**Exercise:**
Would you restate all the data that follows, word for word?

**Source excerpt:**
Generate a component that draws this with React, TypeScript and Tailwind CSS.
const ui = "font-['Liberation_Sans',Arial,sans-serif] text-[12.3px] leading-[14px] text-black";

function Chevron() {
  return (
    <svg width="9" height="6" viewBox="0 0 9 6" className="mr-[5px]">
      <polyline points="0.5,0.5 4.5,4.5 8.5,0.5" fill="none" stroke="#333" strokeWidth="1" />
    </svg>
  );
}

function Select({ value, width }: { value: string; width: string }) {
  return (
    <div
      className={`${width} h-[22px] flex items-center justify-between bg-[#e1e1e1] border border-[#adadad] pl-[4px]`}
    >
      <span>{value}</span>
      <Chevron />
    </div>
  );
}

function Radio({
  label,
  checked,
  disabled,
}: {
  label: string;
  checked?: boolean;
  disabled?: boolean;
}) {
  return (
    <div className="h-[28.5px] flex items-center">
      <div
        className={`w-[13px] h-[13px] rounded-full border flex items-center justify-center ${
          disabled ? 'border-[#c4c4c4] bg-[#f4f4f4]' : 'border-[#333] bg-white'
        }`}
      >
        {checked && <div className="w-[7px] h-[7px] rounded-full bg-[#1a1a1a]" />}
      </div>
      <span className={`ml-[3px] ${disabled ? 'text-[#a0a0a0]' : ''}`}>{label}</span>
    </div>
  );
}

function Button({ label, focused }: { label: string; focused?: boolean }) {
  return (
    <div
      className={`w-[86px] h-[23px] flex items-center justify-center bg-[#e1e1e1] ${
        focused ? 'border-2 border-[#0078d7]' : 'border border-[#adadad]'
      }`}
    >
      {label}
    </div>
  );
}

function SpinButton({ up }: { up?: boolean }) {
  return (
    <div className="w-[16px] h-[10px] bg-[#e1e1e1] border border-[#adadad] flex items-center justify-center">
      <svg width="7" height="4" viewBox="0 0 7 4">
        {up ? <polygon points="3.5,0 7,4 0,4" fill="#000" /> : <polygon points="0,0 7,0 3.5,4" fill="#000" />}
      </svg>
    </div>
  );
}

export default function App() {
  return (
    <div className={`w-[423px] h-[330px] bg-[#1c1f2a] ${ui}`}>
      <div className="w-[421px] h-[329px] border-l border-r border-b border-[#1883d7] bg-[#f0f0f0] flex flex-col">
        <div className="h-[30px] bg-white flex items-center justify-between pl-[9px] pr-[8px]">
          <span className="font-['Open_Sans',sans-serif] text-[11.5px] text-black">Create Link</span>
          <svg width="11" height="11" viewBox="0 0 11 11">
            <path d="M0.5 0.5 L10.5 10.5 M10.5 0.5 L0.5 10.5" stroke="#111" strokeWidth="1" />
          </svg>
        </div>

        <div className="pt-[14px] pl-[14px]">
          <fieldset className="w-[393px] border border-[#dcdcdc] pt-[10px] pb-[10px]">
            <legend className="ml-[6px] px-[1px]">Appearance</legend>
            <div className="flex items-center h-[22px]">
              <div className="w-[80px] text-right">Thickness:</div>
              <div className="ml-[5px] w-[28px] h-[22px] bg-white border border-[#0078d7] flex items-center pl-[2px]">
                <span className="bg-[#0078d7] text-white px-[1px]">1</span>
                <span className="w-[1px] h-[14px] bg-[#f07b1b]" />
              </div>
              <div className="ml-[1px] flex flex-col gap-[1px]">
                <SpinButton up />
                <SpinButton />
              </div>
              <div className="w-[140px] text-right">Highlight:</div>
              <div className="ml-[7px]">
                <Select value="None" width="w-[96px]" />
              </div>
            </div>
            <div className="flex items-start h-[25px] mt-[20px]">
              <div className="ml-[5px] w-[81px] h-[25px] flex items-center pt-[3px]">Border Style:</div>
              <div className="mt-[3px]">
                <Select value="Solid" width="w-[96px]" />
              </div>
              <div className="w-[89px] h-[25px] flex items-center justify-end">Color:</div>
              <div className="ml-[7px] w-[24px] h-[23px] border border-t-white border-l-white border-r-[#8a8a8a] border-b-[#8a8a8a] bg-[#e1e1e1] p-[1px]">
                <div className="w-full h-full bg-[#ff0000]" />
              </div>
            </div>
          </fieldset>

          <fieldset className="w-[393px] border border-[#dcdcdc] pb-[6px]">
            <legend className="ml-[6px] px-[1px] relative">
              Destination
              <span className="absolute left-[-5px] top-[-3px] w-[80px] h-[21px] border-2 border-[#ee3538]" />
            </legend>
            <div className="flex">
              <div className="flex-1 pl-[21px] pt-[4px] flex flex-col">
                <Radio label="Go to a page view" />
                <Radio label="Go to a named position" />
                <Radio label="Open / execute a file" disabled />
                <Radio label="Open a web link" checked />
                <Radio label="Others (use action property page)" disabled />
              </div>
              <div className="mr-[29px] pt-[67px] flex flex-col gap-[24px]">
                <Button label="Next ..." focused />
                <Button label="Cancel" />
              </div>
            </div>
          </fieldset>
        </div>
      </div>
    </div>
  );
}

**Output for this exercise:**
Generate a component that draws this with React, TypeScript and Tailwind CSS.
const ui = "font-['Liberation_Sans',Arial,sans-serif] text-[12.3px] leading-[14px] text-black";

function Chevron() {
  return (
    <svg width="9" height="6" viewBox="0 0 9 6" className="mr-[5px]">
      <polyline points="0.5,0.5 4.5,4.5 8.5,0.5" fill="none" stroke="#333" strokeWidth="1" />
    </svg>
  );
}

function Select({ value, width }: { value: string; width: string }) {
  return (
    <div
      className={`${width} h-[22px] flex items-center justify-between bg-[#e1e1e1] border border-[#adadad] pl-[4px]`}
    >
      <span>{value}</span>
      <Chevron />
    </div>
  );
}

function Radio({
  label,
  checked,
  disabled,
}: {
  label: string;
  checked?: boolean;
  disabled?: boolean;
}) {
  return (
    <div className="h-[28.5px] flex items-center">
      <div
        className={`w-[13px] h-[13px] rounded-full border flex items-center justify-center ${
          disabled ? 'border-[#c4c4c4] bg-[#f4f4f4]' : 'border-[#333] bg-white'
        }`}
      >
        {checked && <div className="w-[7px] h-[7px] rounded-full bg-[#1a1a1a]" />}
      </div>
      <span className={`ml-[3px] ${disabled ? 'text-[#a0a0a0]' : ''}`}>{label}</span>
    </div>
  );
}

function Button({ label, focused }: { label: string; focused?: boolean }) {
  return (
    <div
      className={`w-[86px] h-[23px] flex items-center justify-center bg-[#e1e1e1] ${
        focused ? 'border-2 border-[#0078d7]' : 'border border-[#adadad]'
      }`}
    >
      {label}
    </div>
  );
}

function SpinButton({ up }: { up?: boolean }) {
  return (
    <div className="w-[16px] h-[10px] bg-[#e1e1e1] border border-[#adadad] flex items-center justify-center">
      <svg width="7" height="4" viewBox="0 0 7 4">
        {up ? <polygon points="3.5,0 7,4 0,4" fill="#000" /> : <polygon points="0,0 7,0 3.5,4" fill="#000" />}
      </svg>
    </div>
  );
}

export default function App() {
  return (
    <div className={`w-[423px] h-[330px] bg-[#1c1f2a] ${ui}`}>
      <div className="w-[421px] h-[329px] border-l border-r border-b border-[#1883d7] bg-[#f0f0f0] flex flex-col">
        <div className="h-[30px] bg-white flex items-center justify-between pl-[9px] pr-[8px]">
          <span className="font-['Open_Sans',sans-serif] text-[11.5px] text-black">Create Link</span>
          <svg width="11" height="11" viewBox="0 0 11 11">
            <path d="M0.5 0.5 L10.5 10.5 M10.5 0.5 L0.5 10.5" stroke="#111" strokeWidth="1" />
          </svg>
        </div>

        <div className="pt-[14px] pl-[14px]">
          <fieldset className="w-[393px] border border-[#dcdcdc] pt-[10px] pb-[10px]">
            <legend className="ml-[6px] px-[1px]">Appearance</legend>
            <div className="flex items-center h-[22px]">
              <div className="w-[80px] text-right">Thickness:</div>
              <div className="ml-[5px] w-[28px] h-[22px] bg-white border border-[#0078d7] flex items-center pl-[2px]">
                <span className="bg-[#0078d7] text-white px-[1px]">1</span>
                <span className="w-[1px] h-[14px] bg-[#f07b1b]" />
              </div>
              <div className="ml-[1px] flex flex-col gap-[1px]">
                <SpinButton up />
                <SpinButton />
              </div>
              <div className="w-[140px] text-right">Highlight:</div>
              <div className="ml-[7px]">
                <Select value="None" width="w-[96px]" />
              </div>
            </div>
            <div className="flex items-start h-[25px] mt-[20px]">
              <div className="ml-[5px] w-[81px] h-[25px] flex items-center pt-[3px]">Border Style:</div>
              <div className="mt-[3px]">
                <Select value="Solid" width="w-[96px]" />
              </div>
              <div className="w-[89px] h-[25px] flex items-center justify-end">Color:</div>
              <div className="ml-[7px] w-[24px] h-[23px] border border-t-white border-l-white border-r-[#8a8a8a] border-b-[#8a8a8a] bg-[#e1e1e1] p-[1px]">
                <div className="w-full h-full bg-[#ff0000]" />
              </div>
            </div>
          </fieldset>

          <fieldset className="w-[393px] border border-[#dcdcdc] pb-[6px]">
            <legend className="ml-[6px] px-[1px] relative">
              Destination
              <span className="absolute left-[-5px] top-[-3px] w-[80px] h-[21px] border-2 border-[#ee3538]" />
            </legend>
            <div className="flex">
              <div className="flex-1 pl-[21px] pt-[4px] flex flex-col">
                <Radio label="Go to a page view" />
                <Radio label="Go to a named position" />
                <Radio label="Open / execute a file" disabled />
                <Radio label="Open a web link" checked />
                <Radio label="Others (use action property page)" disabled />
              </div>
              <div className="mr-[29px] pt-[67px] flex flex-col gap-[24px]">
                <Button label="Next ..." focused />
                <Button label="Cancel" />
              </div>
            </div>
          </fieldset>
        </div>
      </div>
    </div>
  );
}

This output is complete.